I attended a very interesting symposium at the 2006 American Diabetes Association Annual Scientific Sessions. It was on “ectopic” fat and its relationship to insulin resistance and type 2 diabetes. The term “ectopic” fat means there is fat deposited in parts of the body where it doesn’t belong. It is believed to be one of the causes of the metabolic problems that occur in people with or at risk for Type 2 diabetes.
The first presentation at this symposium described how fat deposits in the liver lead to insulin resistance. We have known for years that “central obesity” is a risk factor for Type 2 diabetes. Remember the warnings that fat in an “apple” pattern is worse for us than fat in a “pear” pattern?. But it isn’t that subcutaneous fat (fat deposited below the skin) that’s really bad for us, rather it is fat inside the abdominal cavity, called visceral fat, that increases our risk for heart disease, stroke, and type 2 diabetes. Now we know that the worst fat may be the fat that gets deposited in our organs—fat in our liver cells, fat in our muscle cells, and maybe, fat deposited in our heart cells.
Protecting the beta cells
Another presenter on this first day of the ADA meetings talked about the toxic effect of excess fat on the beta cells. The beta cells are the cells that produce insulin, the major regulator of blood sugar and other important aspects of our metabolism. It turns out that fat is toxic to beta cells when there is also high blood sugar (blood glucose) levels. This condition is known as “glucolipotoxicity” (translation: toxicity because of combined high glucose and high-fat concentrations in the blood). This is one of the reasons why people with type 2 diabetes, who initially produce very high levels of insulin to compensate for their insulin resistance, ultimately lose their ability to secrete enough insulin to keep blood sugars normal. It occurs because the beta cells are poisoned and die (called “apoptosis” – pronounced “a-pop-toe-sis“) due to high glucose and lipid levels. Some clinicians refer to this process as “burning out the beta cells.”
Loss of beta cells can lead to someone with type 2 diabetes having to take insulin shots, instead of blood glucose lowering pills, to control their blood sugars. The information in this presentation provides a compelling reason for everyone with type 2 diabetes to do their best to keep their glucose and lipid levels in good control with diet, exercise, glucose-lowering, and lipid-lowering medications. Here’s the mantra:
“Beta cells are our friends. Let’s save them as long as we can!”
Fat in your muscles
The last presentation of this symposium discussed the effects of exercise on deposits of fat in muscle cells. Obesity and type 2 diabetes is associated with deposits of large globules of fat in muscles.
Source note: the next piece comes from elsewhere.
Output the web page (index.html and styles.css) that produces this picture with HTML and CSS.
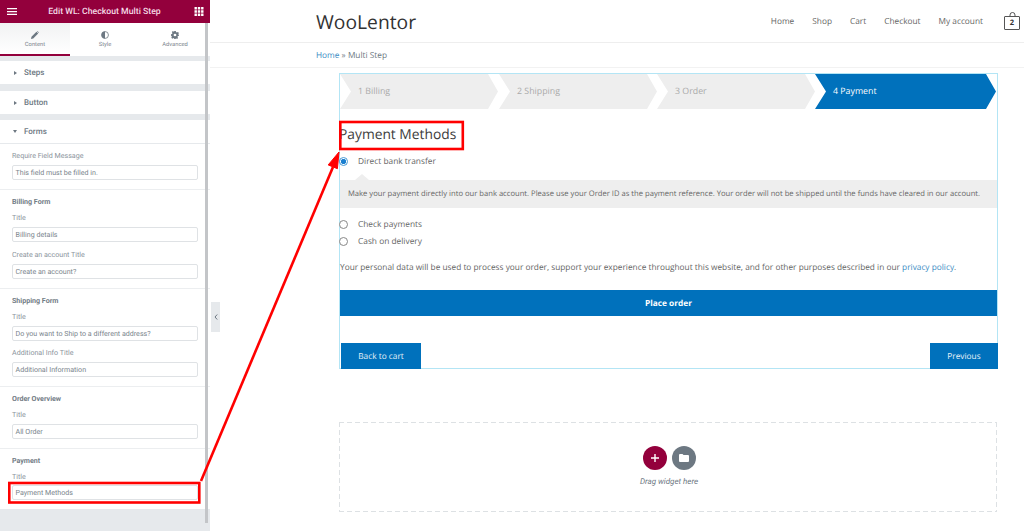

Fat in muscles leads to those cells becoming resistant to insulin. Exercise decreases the size of fat globules in muscle cells and is associated with improved muscle cell sensitivity to insulin.
Insulin resistant people who have fat deposits in the cells of key organs improve their sensitivity to insulin when they diet, lose weight, and decrease the fat inside of their cells. So new news: Fat in the wrong places is bad for us. Not so new news: Weight loss and exercise can reverse many of the adverse effects related to central obesity.